** TASK STATEMENT **
Identify all lines in the listing that include the word "components", and copy them out.

** SUPPLIED INFORMATION **
________________

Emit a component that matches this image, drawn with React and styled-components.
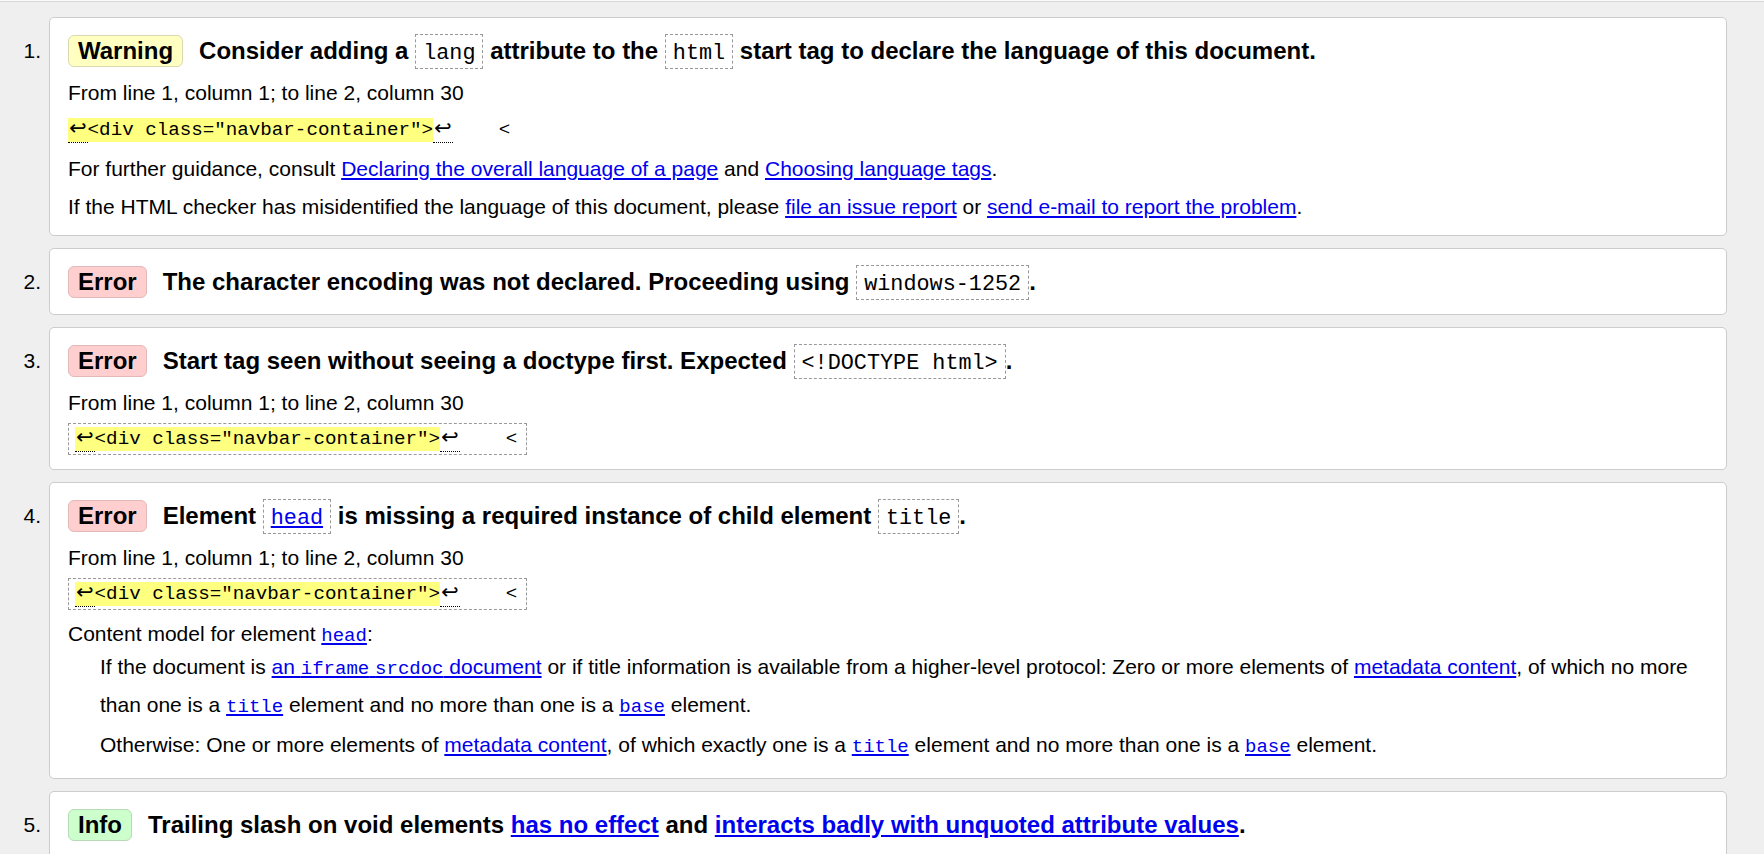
import React from "react";
import styled, { createGlobalStyle, css } from "styled-components";

const SANS = `"Liberation Sans", Arial, sans-serif`;
const MONO = `"Liberation Mono", "DejaVu Sans Mono", monospace`;

const GlobalStyle = createGlobalStyle`
  html, body {
    margin: 0;
    padding: 0;
  }
  body {
    background: #efefef;
    font-family: ${SANS};
    color: #000;
  }
`;

const badgeColors = {
  warning: { bg: "#ffffc2", border: "#d9d9b0" },
  error: { bg: "#ffcfcf", border: "#e2b8b8" },
  info: { bg: "#ccffcc", border: "#b6dab6" },
};

const TopRule = styled.div`
  border-top: 1px solid #fafafa;
  border-bottom: 1px solid #d8d8d8;
`;

const Messages = styled.ol`
  list-style: none;
  margin: 0;
  padding: 15px 37px 0 0;
  display: flex;
  flex-direction: column;
  gap: 12px;
`;

const Item = styled.li`
  display: flex;
  align-items: flex-start;
`;

const Num = styled.span`
  flex: 0 0 49px;
  box-sizing: border-box;
  padding: 16px 8px 0 0;
  text-align: right;
  font-size: 21px;
  line-height: 35px;
`;

const Card = styled.div`
  flex: 1;
  min-width: 0;
  background: #fff;
  border: 1px solid #ccc;
  border-radius: 5px;
  padding: 15px 18px 14px;
  display: flex;
  flex-direction: column;
  gap: 9px;
`;

const Head = styled.div`
  display: flex;
  align-items: center;
  gap: 16px;
  min-height: 35px;
`;

const Badge = styled.span`
  flex: none;
  box-sizing: border-box;
  height: 32px;
  padding: 0 9px;
  border: 1px solid ${(p) => badgeColors[p.$kind].border};
  background: ${(p) => badgeColors[p.$kind].bg};
  border-radius: 6px;
  font-size: 24px;
  font-weight: bold;
  line-height: 30px;
`;

const Title = styled.div`
  font-size: 24px;
  font-weight: bold;
  line-height: 35px;
  white-space: nowrap;
`;

const TitleCode = styled.code`
  display: inline-block;
  font-family: ${MONO};
  font-size: 21.8px;
  font-weight: normal;
  line-height: 25px;
  padding: 6px 7px 2px;
  border: 1px dashed #999;
`;

const Line = styled.p`
  margin: 0;
  font-size: 21px;
  line-height: 29px;
`;

const Link = styled.a`
  color: #0000ee;
  text-decoration: underline;
  font-weight: ${(p) => (p.$strong ? "bold" : "inherit")};
`;

const Code = styled.code`
  font-family: ${MONO};
  font-size: 19px;
  line-height: 0;
`;

const Extract = styled.div`
  align-self: flex-start;
  font-family: ${MONO};
  font-size: 19.2px;
  line-height: 29px;
  white-space: pre;
  ${(p) =>
    p.$boxed &&
    css`
      margin-top: -3px;
      line-height: 28px;
      padding: 1px 9px 1px 6px;
      border: 1px dashed #999;
    `}
`;

const Highlight = styled.mark`
  background: #ffff80;
  color: inherit;
  padding: 1px 0;
`;

const Lf = styled.b`
  font-family: "DejaVu Sans", sans-serif;
  font-size: 21px;
  font-weight: normal;
  line-height: 0;
  padding: 0 1px 2px;
  border-bottom: 1px dotted #000;
`;

const ContentModel = styled.div`
  font-size: 21px;
`;

const Definition = styled.div`
  padding-left: 32px;
  line-height: 38px;

  p {
    margin: 0;
  }
  p + p {
    margin-top: 2px;
  }
`;

function Message({ n, kind, label, title, children }) {
  return (
    <Item>
      <Num>{n}.</Num>
      <Card>
        <Head>
          <Badge $kind={kind}>{label}</Badge>
          <Title>{title}</Title>
        </Head>
        {children}
      </Card>
    </Item>
  );
}

function SourceExtract({ boxed }) {
  return (
    <Extract $boxed={boxed}>
      <Highlight>
        <Lf title="LF">↩</Lf>
        {'<div class="navbar-container">'}
      </Highlight>
      <Lf title="LF">↩</Lf>
      {"    <"}
    </Extract>
  );
}

const Location = () => <Line>From line 1, column 1; to line 2, column 30</Line>;

export default function App() {
  return (
    <>
      <GlobalStyle />
      <TopRule />
      <Messages>
        <Message
          n={1}
          kind="warning"
          label="Warning"
          title={
            <>
              Consider adding a <TitleCode>lang</TitleCode> attribute to the{" "}
              <TitleCode>html</TitleCode> start tag to declare the language of
              this document.
            </>
          }
        >
          <Location />
          <SourceExtract />
          <Line>
            For further guidance, consult{" "}
            <Link href="#">Declaring the overall language of a page</Link> and{" "}
            <Link href="#">Choosing language tags</Link>.
          </Line>
          <Line>
            If the HTML checker has misidentified the language of this document,
            please <Link href="#">file an issue report</Link> or{" "}
            <Link href="#">send e-mail to report the problem</Link>.
          </Line>
        </Message>

        <Message
          n={2}
          kind="error"
          label="Error"
          title={
            <>
              The character encoding was not declared. Proceeding using{" "}
              <TitleCode>windows-1252</TitleCode>.
            </>
          }
        />

        <Message
          n={3}
          kind="error"
          label="Error"
          title={
            <>
              Start tag seen without seeing a doctype first. Expected{" "}
              <TitleCode>{"<!DOCTYPE html>"}</TitleCode>.
            </>
          }
        >
          <Location />
          <SourceExtract boxed />
        </Message>

        <Message
          n={4}
          kind="error"
          label="Error"
          title={
            <>
              Element{" "}
              <TitleCode>
                <Link href="#">head</Link>
              </TitleCode>{" "}
              is missing a required instance of child element{" "}
              <TitleCode>title</TitleCode>.
            </>
          }
        >
          <Location />
          <SourceExtract boxed />
          <ContentModel>
            <Line>
              Content model for element{" "}
              <Link href="#">
                <Code>head</Code>
              </Link>
              :
            </Line>
            <Definition>
              <p>
                If the document is{" "}
                <Link href="#">
                  an <Code>iframe</Code> <Code>srcdoc</Code> document
                </Link>{" "}
                or if title information is available from a higher-level
                protocol: Zero or more elements of{" "}
                <Link href="#">metadata content</Link>, of which no more than one
                is a{" "}
                <Link href="#">
                  <Code>title</Code>
                </Link>{" "}
                element and no more than one is a{" "}
                <Link href="#">
                  <Code>base</Code>
                </Link>{" "}
                element.
              </p>
              <p>
                Otherwise: One or more elements of{" "}
                <Link href="#">metadata content</Link>, of which exactly one is a{" "}
                <Link href="#">
                  <Code>title</Code>
                </Link>{" "}
                element and no more than one is a{" "}
                <Link href="#">
                  <Code>base</Code>
                </Link>{" "}
                element.
              </p>
            </Definition>
          </ContentModel>
        </Message>

        <Message
          n={5}
          kind="info"
          label="Info"
          title={
            <>
              Trailing slash on void elements{" "}
              <Link href="#" $strong>
                has no effect
              </Link>{" "}
              and{" "}
              <Link href="#" $strong>
                interacts badly with unquoted attribute values
              </Link>
              .
            </>
          }
        >
          <Location />
        </Message>
      </Messages>
    </>
  );
}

________________

** THE SOLUTION **
Emit a component that matches this image, drawn with React and styled-components.
import styled, { createGlobalStyle, css } from "styled-components";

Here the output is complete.